# Video: Examples of Feature Extraction in Scikit-Learn

This video shows off the variety of feature extraction methods available in scikit-learn.

In [None]:
import numpy as np
import sklearn.feature_extraction

Script:
* The feature extraction module of scikit-learn has many different classes designed to turn different kinds of data into new feature columns.
* I will now show you three examples to illustrate their breadth.
* The first example is the `DictVectorizer` class.
* This class takes in a sequence of dictionaries and maps each key to a new column.

In [None]:
dict_data = [{"fruit": "mango", "yellow": 2, "rating": 5}, {"fruit": "pear", "green": 4, "rating": 3}]

In [None]:
dict_vectorizer = sklearn.feature_extraction.DictVectorizer()
dict_vectorizer.fit(dict_data)

Script:
* The fit function saves all the keys found in the data, and if values are strings, saves the key/value pairs.
* Each of the saved keys or key/value pairs will become a new column.


In [None]:
dict_vectorizer.feature_names_

['fruit=mango', 'fruit=pear', 'green', 'rating', 'yellow']

Script:
* Note the different handling between string and number values.
* String values will require more columns, one for each string value in a column.
* After fitting, we can transform the data.

In [None]:
dict_vectorizer.transform(dict_data)

<2x5 sparse matrix of type '<class 'numpy.float64'>'
	with 6 stored elements in Compressed Sparse Row format>

Script:
* Because the keys and values present may vary a lot from dictionary to dictionary, the vectorizer assumes only a small portion of them will be used at any time and returns a sparse matrix.
* Let's change that to a dense matrix to get a better look -- this example is small enough that we do not need to worry about the space.

In [None]:
dict_vectorizer.transform(dict_data).todense()

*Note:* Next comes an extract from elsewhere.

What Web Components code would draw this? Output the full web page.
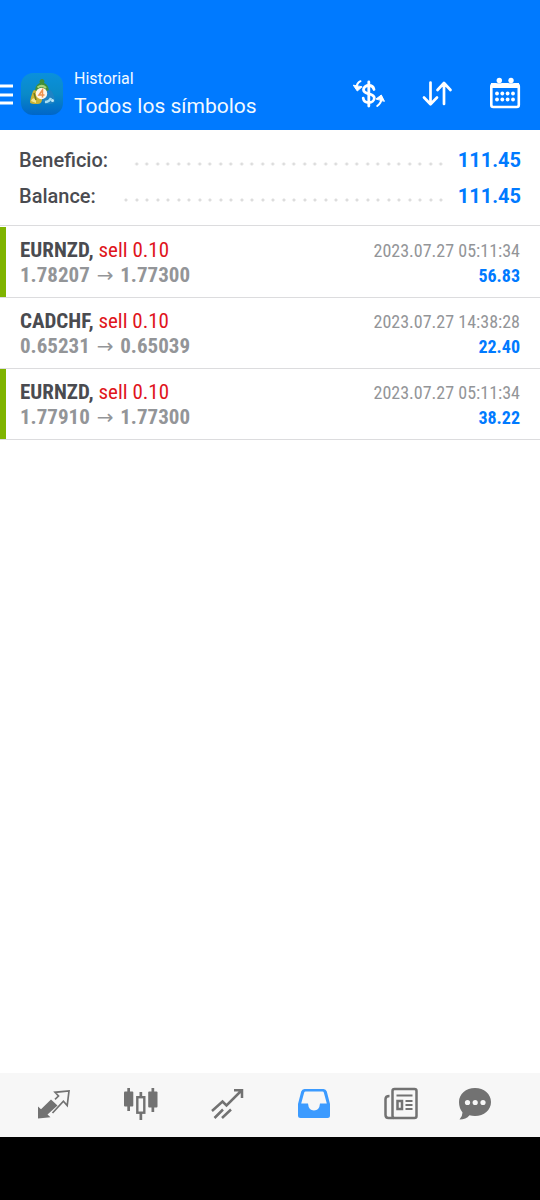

matrix([[1., 0., 0., 5., 2.],
        [0., 1., 4., 3., 0.]])

Script:
* If a string value was not seen during training, it will not have a column to represent that value occuring.
* A feature hasher is a more flexible version that can handle new string values, but comes at the cost of blurring which key/value pairs were actually present.
* Instead, a fixed number of columns is chosen at the start, and string values are pseudorandomly mapped to those columns.
* The worse visibility from sharing columns is a downside, but a possible upside is not needing to "fit" the data to asign columns.
* With a feature hasher, the data can be mapped to columns without a first pass identifying features.


In [None]:
feature_hasher = sklearn.feature_extraction.FeatureHasher(n_features=10)

In [None]:
feature_hasher.transform(dict_data).todense()

matrix([[0., 0., 5., 2., 0., 0., 0., 1., 0., 0.],
        [0., 0., 3., 0., 5., 0., 0., 0., 0., 0.]])

Script:
* Usually feature hashers are used with many more columns -- the default is about a million -- but I reduced the number to make this example more clear.
* Both dict vectorizers and feature hashers are very flexible ways to handle dictionaries of data.
* The last feature extractor that I will show now is for text instead.
* This feature extractor basically breaks up the input text into words and assigns them weights based on how frequent they are in that particular text, and how rare they are overall.
* Here are some sample input texts.

In [None]:
documents = []
documents.append("mangos are the best.")
documents.append("mango mango mango")
documents.append("pears are ok")
documents.append("apples are decent")

Script:
* And here is the class to turn these texts into vectors.

In [None]:
text_vectorizer = sklearn.feature_extraction.text.TfidfVectorizer()
text_vectorizer.fit(documents)

Script:
* What does that name mean?
* TF stands for term frequency.
* How many times does a particular word show up in this text?
* IDF stands for inverse document frequency.
* Which is basically how rare this word is across documents.
* That is calculated as the number of documents in total divided by the number of documents with this word.
* So a word like "the" usually has a low inverse document frequency since it is ubiquitous.
* And a word like "kumquat" usually has a high inverse document frequency since it is not used often.
* Those frequencies will be recalculated to match the documents with which you fit the vectorizer.
* Let's look at what words were vectorized.

In [None]:
text_vectorizer.get_feature_names_out()

array(['apples', 'are', 'best', 'decent', 'mango', 'mangos', 'ok',
       'pears', 'the'], dtype=object)

Script:
* You can see the text was split up on spaces into words.
* The one period in the input above was removed.
* And both "mango" and "mangos" are present -- it is not smart enough to combine them.
* Though that can often be done by adding preprocessing.
* Let's look at the features that come out of this vectorizer.

In [None]:
text_vectorizer.transform(documents).todense()

matrix([[0.        , 0.34578314, 0.5417361 , 0.        , 0.        ,
         0.5417361 , 0.        , 0.        , 0.5417361 ],
        [0.        , 0.        , 0.        , 0.        , 1.        ,
         0.        , 0.        , 0.        , 0.        ],
        [0.        , 0.41137791, 0.        , 0.        , 0.        ,
         0.        , 0.64450299, 0.64450299, 0.        ],
        [0.64450299, 0.41137791, 0.        , 0.64450299, 0.        ,
         0.        , 0.        , 0.        , 0.        ]])

Script:
* Like most feature extractors, the output defaults to a sparse matrix.
* And most of the entries are zero since the expectation is that there most documents will have a fraction of the total possible words.
* That's it for these feature extraction examples.
* Check out the feature extraction module in scikit-learn for more choices.